Figure 59. Section through basal region of cilia that enter amphidial canal and constitute the outer accessory receptors (OAci). Electron-opaque material is dispersed throughout interciliary spaces at a level where microtubule doublets and singlets have a symmetrical arrangement. Bar=1.0 µm.

 

Figure 60. Transverse section through cilia and supporting dendrites within basal region of an amphid, showing diverse arrangement of microtubule doublets (MtD), ciliary rootlets (R), membrane junctions (MJ) between cilia, and a sheath cell. Tubular (to) or microvillar outgrowths are part of nerve process dendrite. Bar=1.0 µm.

 

Figure 61. High magnification of a portion of basal region of amphidial canal and outer accessory cilia. Four cilia show clearly defined peripheral doublets of microtubules in each cilium. Eight evenly spaced doublets of microtubules are attached to a fibrillar ring (fr) centripetally. Each doublet also has a fibrillar strand that extends from apposed boundaries of their membranes to cilium membrane. Strand from each doublet traverses the axoplasm to form bifid attachments to membrane of each cilium. Four singlets that occur within central ring are attached to ring opposite alternate microtubule doublets. Bar=0.25 µm.

Figure 62. Cross section through vertical projection of nerve process dendrite (NPD) where it is attached by membrane junctions (arrows) to other dendrites of lateral nerve bundle (LNB). Microvillar tubular outgrowths (to) of dendrites are shown in terminal region of nerve process dendrite. Bar=1.0 µm.

 

Figure 63. Nerve process dendrite (NPD) with ventral and posterior orientation within amphidial sheath cell (ASC) and completely surrounded by microvillar and tubular outgrowths or membrane extensions. These tubular outgrowths (to) occur either singly or in groups as they contact the unit membrane of the amphidial sheath cell. Electron-opaque material between tubular outgrowths and supporting cell is part of intermembranous accumulation that occurs through nerve process. Some terminal accumulations appear in electron-opaque vesicles (EOV) or elongated sacs. Bar=1.0 µm.

 

Figure 64. Pair of cilia (arrows) projects from nerve process dendrite. Cross sections of comparable cilia show that each cilium has a set of eight peripheral doublets of microtubules in basal region. Bar=1.0 µm.

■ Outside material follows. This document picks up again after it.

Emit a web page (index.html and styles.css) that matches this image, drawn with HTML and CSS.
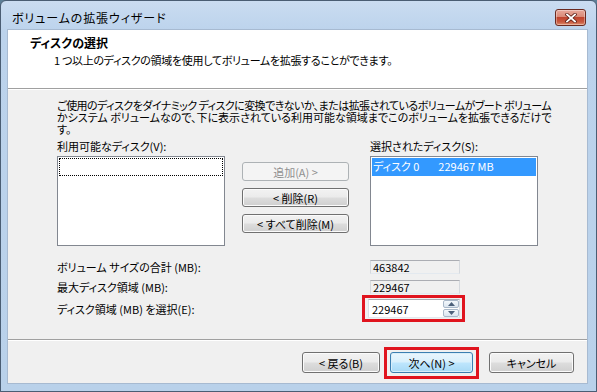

Figure 65. Longitudinal section of a microvillar nerve process with paired cilia (NPci). Electron-opaque materials (EOM) are retained in elongate membranelike sacs (s) and vesicles (EOV). Some electron-opaque vesicles appear to distend into larger vesicles with granular contents. Bar=1.0 µm.

 

Figure 66. Rootlet (R) supporting the microvillar nerve process of paired cilia of fig. 65. Bar=0.5 µm.

 

Figure 67. Terminals of some microvilli of nerve process of fig. 65. EOV, electron-opaque vesicles. Bar=0.5 µm.